Illegal Trading Degrades World’s Largest Fossil Museum

A fossil shop in Erfoud, Morocco Photo: Joao Leitao via Wikimedia Commons

An area that has been called the “largest open air fossil museum in the world” located near the eastern desert town of Erfoud, Morocco is under threat from illegal fossil traders, reports Art Daily.

Scientists warn that excessive excavation and insufficient controls on fossil trading is causing irreversible damage to Erfoud’s archaeological heritage. The fossils at the site formed several hundred million years ago, when the region was under the sea. According to locals, the 100-square-kilometer (40-square-mile) area surrounding Erfoud contains approximately 500 different varieties of fossils. Some are as old as 410 to 500 million years.

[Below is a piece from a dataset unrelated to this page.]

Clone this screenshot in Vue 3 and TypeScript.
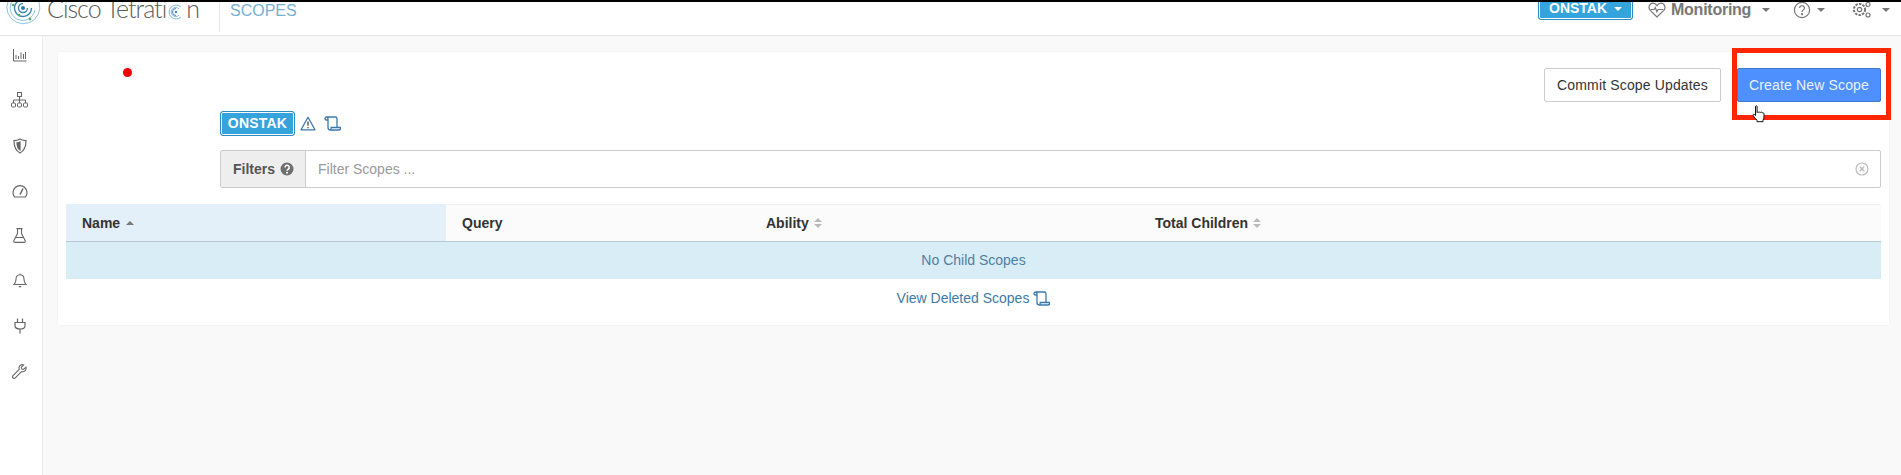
<script setup lang="ts">
const columns = [
  { label: 'Query', width: 304, sort: false },
  { label: 'Ability', width: 389, sort: true },
  { label: 'Total Children', width: 676, sort: true },
]
</script>

<template>
  <div class="app">
    <header class="topbar">
      <div class="brand">
        <svg class="radar" viewBox="0 0 36 36" width="36" height="36" fill="none">
          <g stroke="#8cc4e0" stroke-width="1">
            <path d="M34 12A16.500 16.500 0 1 1 12 2" />
            <path d="M30 20A12.500 12.500 0 1 1 10 8" />
            <path d="M26.500 18A8.500 8.500 0 1 1 14 10.500" stroke="#3f86b3" stroke-width="1.400" />
            <path d="M22.500 18A4.500 4.500 0 1 1 18 13.500" stroke="#3f86b3" stroke-width="1.400" />
          </g>
          <circle cx="18" cy="18" r="2" fill="#2f76a8" />
          <circle cx="8" cy="15" r="1.300" fill="#5cab6a" />
          <circle cx="14" cy="25" r="1.300" fill="#5cab6a" />
          <circle cx="25" cy="29" r="1.400" fill="#5cab6a" />
        </svg>
        <span class="wordmark">Cisco Tetrati<svg class="mark-o" viewBox="0 0 16 16" width="16" height="16" fill="none" stroke="#7db8d8" stroke-width="1">
          <path d="M13 3A7 7 0 1 0 13 13M11 5A4.500 4.500 0 1 0 11 11" />
          <path d="M8 4.500A3.500 3.500 0 1 0 8 11.500" stroke="#3f86b3" />
          <circle cx="8" cy="8" r="1.200" fill="#3f86b3" stroke="none" />
        </svg>n</span>
      </div>
      <div class="section-title">SCOPES</div>
      <nav class="top-actions">
        <button class="scope-pill">ONSTAK <i class="caret caret-white"></i></button>
        <span class="nav-item monitoring">
          <svg viewBox="0 0 18 16" width="18" height="16" fill="none" stroke="#777" stroke-width="1.200">
            <path d="M9 15 2.200 8.400C-.2 5.800 1.400 1.200 5 1.200c1.800 0 3 1 4 2.400 1-1.400 2.200-2.400 4-2.400 3.600 0 5.200 4.600 2.800 7.200Z" />
            <path d="M2.500 7.500h3.500l1.300-2 1.600 4.200 1.200-2.200h5" />
          </svg>
          <b>Monitoring</b><i class="caret"></i>
        </span>
        <span class="nav-item help">
          <svg viewBox="0 0 18 18" width="18" height="18" fill="none" stroke="#777" stroke-width="1.200">
            <circle cx="9" cy="9" r="7.600" />
            <path d="M6.600 7a2.400 2.400 0 1 1 3.600 2.100c-.8.500-1.200.9-1.200 1.800" />
            <circle cx="9" cy="13.200" r=".5" fill="#777" />
          </svg>
          <i class="caret"></i>
        </span>
        <span class="nav-item settings">
          <svg viewBox="0 0 20 18" width="20" height="18" fill="none" stroke="#777" stroke-width="1.200">
            <circle cx="7.500" cy="8.500" r="5.600" stroke-dasharray="2.400 1.200" stroke-width="2" />
            <circle cx="7.500" cy="8.500" r="2.200" />
            <circle cx="16" cy="3.500" r="2" />
            <circle cx="16" cy="14" r="2" />
          </svg>
          <i class="caret"></i>
        </span>
      </nav>
    </header>

    <div class="layout">
      <aside class="sidebar">
        <svg viewBox="0 0 14 14" width="14" height="14" fill="none" stroke="#666" stroke-width="1">
          <path d="M.5 1v12h13M3 11V7M5.500 11V8M8 11V4.500M10.500 11V6M12.500 11V4" />
        </svg>
        <svg viewBox="0 0 17 16" width="17" height="16" fill="none" stroke="#666" stroke-width="1">
          <rect x="6.500" y=".5" width="4" height="4" />
          <path d="M8.500 4.500V8M2.500 11V8h12v3M8.500 8v3" />
          <rect x=".5" y="11" width="4" height="4" rx="1" />
          <rect x="6.500" y="11" width="4" height="4" rx="1" />
          <rect x="12.500" y="11" width="4" height="4" rx="1" />
        </svg>
        <svg viewBox="0 0 14 16" width="14" height="16" fill="none" stroke="#666" stroke-width="1.200">
          <path d="M7 1c2 1.200 3.800 1.600 6 1.600 0 6-1.600 10.200-6 12.400C2.600 12.800 1 8.600 1 2.600 3.200 2.600 5 2.200 7 1Z" />
          <path d="M7 4C6 4.600 5 4.800 4 4.900c.1 3.200.9 5.500 3 7Z" fill="#666" />
        </svg>
        <svg viewBox="0 0 16 14" width="16" height="14" fill="none" stroke="#666" stroke-width="1.200">
          <path d="M2.600 13a7 7 0 1 1 10.800 0Z" />
          <path d="M8 10.500 11 4.500" stroke-width="1.600" />
        </svg>
        <svg viewBox="0 0 13 15" width="13" height="15" fill="none" stroke="#666" stroke-width="1.100">
          <path d="M3.500.6h6M4.500.6v5L.9 12.600c-.4 1 .1 1.800 1.100 1.800h9c1 0 1.500-.8 1.100-1.800L8.500 5.600v-5M3 9.500h7" />
        </svg>
        <svg viewBox="0 0 14 15" width="14" height="15" fill="none" stroke="#666" stroke-width="1.100">
          <path d="M7 1.800c-2.800 0-4 2-4 4.400 0 2.500-.6 3.800-2 5.300h12c-1.400-1.500-2-2.800-2-5.300 0-2.400-1.200-4.400-4-4.400ZM7 .5v1.300M5.800 13.600h2.400" />
        </svg>
        <svg viewBox="0 0 12 16" width="12" height="16" fill="none" stroke="#666" stroke-width="1.200">
          <path d="M3.500.5v4M8.500.5v4M1 4.500h10v3.200c0 2-2 3.300-5 3.300s-5-1.300-5-3.300ZM6 11v4.500" />
        </svg>
        <svg viewBox="0 0 15 15" width="15" height="15" fill="none" stroke="#666" stroke-width="1.100">
          <path d="M14 3.200 11.600 5.400 9.800 5 9.400 3.200 11.700.9c-2-.7-4.200.4-4.600 2.500-.1.700 0 1.300.2 1.900L1 11.600c-.7.800-.6 1.700 0 2.300s1.600.6 2.300 0l6.200-6.300c2.800.9 5.200-1.500 4.500-4.400Z" />
        </svg>
      </aside>

      <main class="content">
        <section class="card">
          <span class="status-dot"></span>
          <div class="actions">
            <button class="btn btn-default">Commit Scope Updates</button>
            <button class="btn btn-primary">Create New Scope</button>
          </div>
          <span class="highlight"></span>
          <svg class="cursor" viewBox="0 0 14 18" width="14" height="18">
            <path d="M3.500 1.500c0-1 1.600-1 1.600 0v6c.4-.8 1.600-.8 1.800 0 .4-.8 1.600-.7 1.800.1.500-.7 1.700-.5 1.800.4.400-.3 1.500-.2 1.500 1v3c0 1.500-.6 2.200-1 3.200v1.500H5v-1.500C3.800 14 2.500 12.600 1.200 10.800c-.8-1.100.5-2.200 1.400-1.300l.9 1Z" fill="#fff" stroke="#111" stroke-width="1" />
          </svg>

          <div class="crumb">
            <span class="scope-tag">ONSTAK</span>
            <svg viewBox="0 0 16 15" width="16" height="15" fill="none" stroke="#3a78ae" stroke-width="1.300">
              <path d="M8 1.200 15 13.800H1Z" stroke-linejoin="round" />
              <path d="M8 5.500v4.200M8 10.900v1.300" stroke="#555" stroke-width="1.400" />
            </svg>
            <svg class="scroll" viewBox="0 0 17 15" width="17" height="15" fill="none" stroke="#3a78ae" stroke-width="1.300">
              <path d="M1 2.800c0-1 .7-1.800 1.700-1.800h8.500c1 0 1.800.8 1.800 1.800v8M1 2.800c0 .7.700 1.200 1.500 1.200H4M2.700 1c1 0 1.300 1 1.300 2v8.500c0 1.500 1 2.500 2.400 2.500h8.400c1.200 0 1.900-1 1.900-2.500H7.200c0 1.500-.3 2.500-.8 2.500" />
            </svg>
          </div>

          <div class="filter">
            <div class="filter-addon">
              <b>Filters</b>
              <svg viewBox="0 0 14 14" width="14" height="14">
                <circle cx="7" cy="7" r="6.500" fill="#6f6f6f" />
                <path d="M5 5.400A2.100 2.100 0 1 1 8 7.300c-.7.400-1 .7-1 1.400" fill="none" stroke="#fff" stroke-width="1.500" />
                <circle cx="7" cy="10.700" r="1" fill="#fff" />
              </svg>
            </div>
            <div class="filter-input">
              <span>Filter Scopes ...</span>
              <svg viewBox="0 0 14 14" width="14" height="14" fill="none" stroke="#bbb" stroke-width="1.200">
                <circle cx="7" cy="7" r="6" />
                <path d="M4.800 4.800l4.400 4.400M9.200 4.800l-4.400 4.400" stroke-width="1.400" />
              </svg>
            </div>
          </div>

          <div class="table">
            <div class="thead">
              <div class="th th-active">Name <i class="sort-up"></i></div>
              <div v-for="c in columns" :key="c.label" class="th" :style="{ width: c.width + 'px' }">
                {{ c.label }}
                <span v-if="c.sort" class="sort-both"><i></i><i></i></span>
              </div>
            </div>
            <div class="empty-row">No Child Scopes</div>
          </div>

          <div class="deleted">
            <span>View Deleted Scopes</span>
            <svg viewBox="0 0 17 15" width="17" height="15" fill="none" stroke="#3a78ae" stroke-width="1.300">
              <path d="M1 2.800c0-1 .7-1.800 1.700-1.800h8.500c1 0 1.800.8 1.800 1.800v8M1 2.800c0 .7.700 1.200 1.500 1.200H4M2.700 1c1 0 1.300 1 1.300 2v8.500c0 1.500 1 2.500 2.400 2.500h8.400c1.200 0 1.900-1 1.900-2.500H7.200c0 1.500-.3 2.500-.8 2.500" />
            </svg>
          </div>
        </section>
      </main>
    </div>
  </div>
</template>

<style>
html, body { margin: 0; background: #f9f9f9; }
</style>

<style scoped>
.app {
  width: 1901px;
  height: 475px;
  overflow: hidden;
  display: flex;
  flex-direction: column;
  font-family: "Liberation Sans", Arial, sans-serif;
  font-size: 14px;
  color: #333;
}
.topbar {
  height: 33px;
  flex: none;
  display: flex;
  align-items: flex-start;
  background: #fff;
  border-top: 2px solid #000;
  border-bottom: 1px solid #e4e4e4;
  overflow: hidden;
}
.brand {
  width: 220px;
  height: 30px;
  flex: none;
  box-sizing: border-box;
  padding-left: 5px;
  display: flex;
  gap: 6px;
  border-right: 1px solid #e7e7e7;
  overflow: hidden;
}
.radar { margin-top: -12px; flex: none; }
.wordmark {
  font-family: Lato, sans-serif;
  font-weight: 300;
  font-size: 25px;
  line-height: 30px;
  margin-top: -9px;
  letter-spacing: -1px;
  color: #5c5c5c;
  white-space: nowrap;
}
.mark-o { margin: 0 2px -2px 2px; }
.section-title {
  margin: 0 0 0 10px;
  font-size: 16px;
  line-height: 18px;
  color: #76b0d4;
}
.top-actions { margin-left: auto; display: flex; align-items: flex-start; }
.scope-pill {
  width: 95px;
  height: 22px;
  margin-top: -4px;
  padding: 0 0 2px;
  background: #35a3dc;
  color: #fff;
  border: 1px solid #2d8dc0;
  border-radius: 3px;
  font: bold 14px "Liberation Sans", sans-serif;
  box-shadow: inset 0 0 0 1px #fff;
}
.nav-item { display: flex; align-items: center; height: 16px; color: #777; font-size: 16px; }
.monitoring { margin-left: 15px; width: 145px; }
.monitoring b { margin-left: 5px; letter-spacing: -.25px; }
.monitoring .caret { margin-left: 11px; }
.help { width: 59px; }
.help .caret { margin-left: 6px; }
.settings { width: 49px; }
.settings .caret { margin-left: 10px; }
.caret {
  display: inline-block;
  border-top: 4px solid #777;
  border-left: 4px solid transparent;
  border-right: 4px solid transparent;
  vertical-align: middle;
}
.caret-white { border-top-color: #fff; margin-left: 3px; }

.layout { flex: 1; display: flex; min-height: 0; }
.sidebar {
  width: 43px;
  flex: none;
  box-sizing: border-box;
  background: #fff;
  border-right: 1px solid #ececec;
  display: flex;
  flex-direction: column;
  align-items: center;
  padding: 12px 3px 0 0;
  gap: 30px;
}
.content { flex: 1; padding: 16px 12px 0 15px; background: #f9f9f9; }
.card {
  position: relative;
  height: 273px;
  box-sizing: border-box;
  background: #fff;
  padding: 16px 8px 0;
  box-shadow: 0 0 2px rgba(0, 0, 0, .05);
}
.status-dot {
  position: absolute;
  left: 65px;
  top: 16px;
  width: 9px;
  height: 9px;
  border-radius: 50%;
  background: #f00000;
}
.actions { display: flex; justify-content: flex-end; gap: 16px; }
.btn {
  height: 34px;
  box-sizing: border-box;
  border-radius: 2px;
  font: 14px "Liberation Sans", sans-serif;
  letter-spacing: .15px;
}
.btn-default { width: 177px; background: #fff; border: 1px solid #ccc; color: #333; }
.btn-primary { width: 144px; background: #4d90fe; border: 1px solid #3f79d6; color: #eaf2ff; }
.highlight {
  position: absolute;
  left: 1674px;
  top: -4px;
  width: 159px;
  height: 72px;
  box-sizing: border-box;
  border: 5px solid #ff2600;
  pointer-events: none;
}
.cursor { position: absolute; left: 1694px; top: 53px; }

.crumb {
  display: flex;
  align-items: center;
  gap: 5px;
  margin: 9px 0 0 154px;
  height: 25px;
}
.scope-tag {
  width: 75px;
  height: 25px;
  box-sizing: border-box;
  text-align: center;
  line-height: 22px;
  font-weight: bold;
  font-size: 14px;
  letter-spacing: .2px;
  color: #fff;
  background: #35a3dc;
  border: 1px solid #2d8dc0;
  border-radius: 3px;
  box-shadow: inset 0 0 0 1px #fff;
}
.scroll { margin-left: 3px; }

.filter {
  display: flex;
  height: 38px;
  margin: 14px 0 0 154px;
  box-sizing: border-box;
  border: 1px solid #ccc;
  border-radius: 2px;
}
.filter-addon {
  width: 85px;
  box-sizing: border-box;
  background: #eee;
  border-right: 1px solid #ccc;
  display: flex;
  align-items: center;
  gap: 5px;
  padding-left: 12px;
  color: #555;
}
.filter-input {
  flex: 1;
  display: flex;
  align-items: center;
  justify-content: space-between;
  padding: 0 11px 0 12px;
  color: #999;
}
.table { margin-top: 16px; }
.thead {
  display: flex;
  height: 38px;
  background: #fbfbfb;
  border-top: 1px solid #f0f0f0;
  border-bottom: 1px solid #b9c9d2;
  box-sizing: border-box;
}
.th {
  box-sizing: border-box;
  padding: 0 16px;
  display: flex;
  align-items: center;
  font-weight: bold;
  color: #333;
  white-space: pre;
}
.th-active { width: 380px; background: #e3f0f9; margin-top: -1px; }
.sort-up {
  flex: none;
  width: 0;
  height: 0;
  margin-left: 2px;
  border-bottom: 4px solid #777;
  border-left: 4px solid transparent;
  border-right: 4px solid transparent;
}
.sort-both { flex: none; display: inline-flex; flex-direction: column; gap: 2px; margin-left: 1px; }
.sort-both i {
  display: block;
  width: 0;
  height: 0;
  border-left: 4px solid transparent;
  border-right: 4px solid transparent;
  border-bottom: 4px solid #bbb;
}
.sort-both i + i { border-bottom: 0; border-top: 4px solid #bbb; }
.empty-row {
  height: 37px;
  line-height: 37px;
  text-align: center;
  background: #d9edf7;
  color: #4f7f9f;
}
.deleted {
  margin-top: 11px;
  display: flex;
  justify-content: center;
  align-items: center;
  gap: 4px;
  color: #3d7aa8;
}
</style>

The people of Erfoud rely on the fossil trade to make a living. Many collectors from around the world visit the town to add to their prehistoric collections.

According to Lachen Kabiri, professor at the local University of Errachidia, excessive excavation and the sale of fossils at bargain prices is damaging conservation efforts. Prices for fossils begin at just €300 ($380) for small pieces. “Erfoud is world famous but its scientific development is lacking,” Kabiri told Art Daily.

Erfoud’s fossil reserves are protected by UNESCO and an international agreement signed in 1970 prohibiting the export of fossils from the region. However, these statutes have rarely been properly enforced, and many of the fossils end up at markets and bazaars across Morocco. Some have even been traced to museums in Europe and the US.